Set exercise —
Your task is to repeat only the lines from the one with "Recreate this image" through the one with "const enemyLines = ['Greg', 'Level", exactly as they stand, both ends included.

The input —
━━━

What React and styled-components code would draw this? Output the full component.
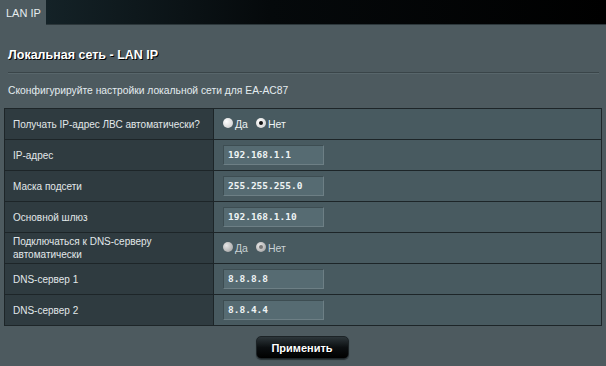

━━━

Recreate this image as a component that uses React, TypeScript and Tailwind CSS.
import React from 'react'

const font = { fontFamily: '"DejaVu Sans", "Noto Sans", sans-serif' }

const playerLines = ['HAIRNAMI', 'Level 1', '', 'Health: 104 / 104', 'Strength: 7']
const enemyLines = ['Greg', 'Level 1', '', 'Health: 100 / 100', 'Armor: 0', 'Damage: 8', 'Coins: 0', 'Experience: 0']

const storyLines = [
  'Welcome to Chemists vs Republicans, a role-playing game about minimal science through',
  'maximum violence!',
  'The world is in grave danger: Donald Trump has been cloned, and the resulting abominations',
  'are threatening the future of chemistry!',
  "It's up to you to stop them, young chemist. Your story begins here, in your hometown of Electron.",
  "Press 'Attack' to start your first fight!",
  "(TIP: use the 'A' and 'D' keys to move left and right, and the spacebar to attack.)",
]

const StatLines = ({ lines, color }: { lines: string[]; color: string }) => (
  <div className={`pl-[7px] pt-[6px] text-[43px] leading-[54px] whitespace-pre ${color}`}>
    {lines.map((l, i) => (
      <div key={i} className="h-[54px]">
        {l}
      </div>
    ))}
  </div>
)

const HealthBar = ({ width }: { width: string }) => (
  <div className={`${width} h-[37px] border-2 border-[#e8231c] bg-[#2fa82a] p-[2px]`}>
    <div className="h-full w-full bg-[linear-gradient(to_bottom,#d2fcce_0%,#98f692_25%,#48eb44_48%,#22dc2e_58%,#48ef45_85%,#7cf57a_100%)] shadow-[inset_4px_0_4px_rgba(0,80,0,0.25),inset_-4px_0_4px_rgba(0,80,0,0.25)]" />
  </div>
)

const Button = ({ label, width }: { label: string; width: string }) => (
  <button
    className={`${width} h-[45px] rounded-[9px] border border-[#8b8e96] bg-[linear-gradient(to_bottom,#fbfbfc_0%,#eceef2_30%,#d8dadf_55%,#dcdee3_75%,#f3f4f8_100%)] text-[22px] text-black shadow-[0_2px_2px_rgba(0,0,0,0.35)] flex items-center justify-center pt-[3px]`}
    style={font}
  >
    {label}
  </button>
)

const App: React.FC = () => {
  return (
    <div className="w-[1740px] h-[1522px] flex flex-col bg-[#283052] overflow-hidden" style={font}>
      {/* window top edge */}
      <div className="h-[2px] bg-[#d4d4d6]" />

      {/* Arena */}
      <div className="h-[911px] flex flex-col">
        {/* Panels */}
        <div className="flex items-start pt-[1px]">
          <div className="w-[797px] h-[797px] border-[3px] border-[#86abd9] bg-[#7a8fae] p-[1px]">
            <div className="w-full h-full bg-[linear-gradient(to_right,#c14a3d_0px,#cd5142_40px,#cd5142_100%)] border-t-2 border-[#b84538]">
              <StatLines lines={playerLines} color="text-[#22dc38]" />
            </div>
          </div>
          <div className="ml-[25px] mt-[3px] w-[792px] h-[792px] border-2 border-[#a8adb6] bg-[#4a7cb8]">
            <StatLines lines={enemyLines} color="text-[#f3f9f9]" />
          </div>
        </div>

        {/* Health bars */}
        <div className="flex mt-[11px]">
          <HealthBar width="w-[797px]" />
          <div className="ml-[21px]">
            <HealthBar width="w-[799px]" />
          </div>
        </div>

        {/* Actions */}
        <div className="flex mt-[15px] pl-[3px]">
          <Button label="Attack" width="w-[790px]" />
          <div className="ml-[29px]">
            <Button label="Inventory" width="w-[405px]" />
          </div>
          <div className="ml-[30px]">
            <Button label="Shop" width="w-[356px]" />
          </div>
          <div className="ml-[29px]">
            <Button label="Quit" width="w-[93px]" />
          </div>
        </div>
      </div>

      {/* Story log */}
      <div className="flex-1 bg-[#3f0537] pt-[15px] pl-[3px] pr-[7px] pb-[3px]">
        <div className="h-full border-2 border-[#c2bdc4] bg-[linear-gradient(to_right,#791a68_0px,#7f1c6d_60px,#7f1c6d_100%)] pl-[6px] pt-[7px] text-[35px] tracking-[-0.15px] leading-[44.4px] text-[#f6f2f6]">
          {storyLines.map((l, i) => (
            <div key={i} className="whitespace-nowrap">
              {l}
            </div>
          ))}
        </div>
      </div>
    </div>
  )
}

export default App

━━━

Full answer —
Recreate this image as a component that uses React, TypeScript and Tailwind CSS.
import React from 'react'

const font = { fontFamily: '"DejaVu Sans", "Noto Sans", sans-serif' }

const playerLines = ['HAIRNAMI', 'Level 1', '', 'Health: 104 / 104', 'Strength: 7']
const enemyLines = ['Greg', 'Level 1', '', 'Health: 100 / 100', 'Armor: 0', 'Damage: 8', 'Coins: 0', 'Experience: 0']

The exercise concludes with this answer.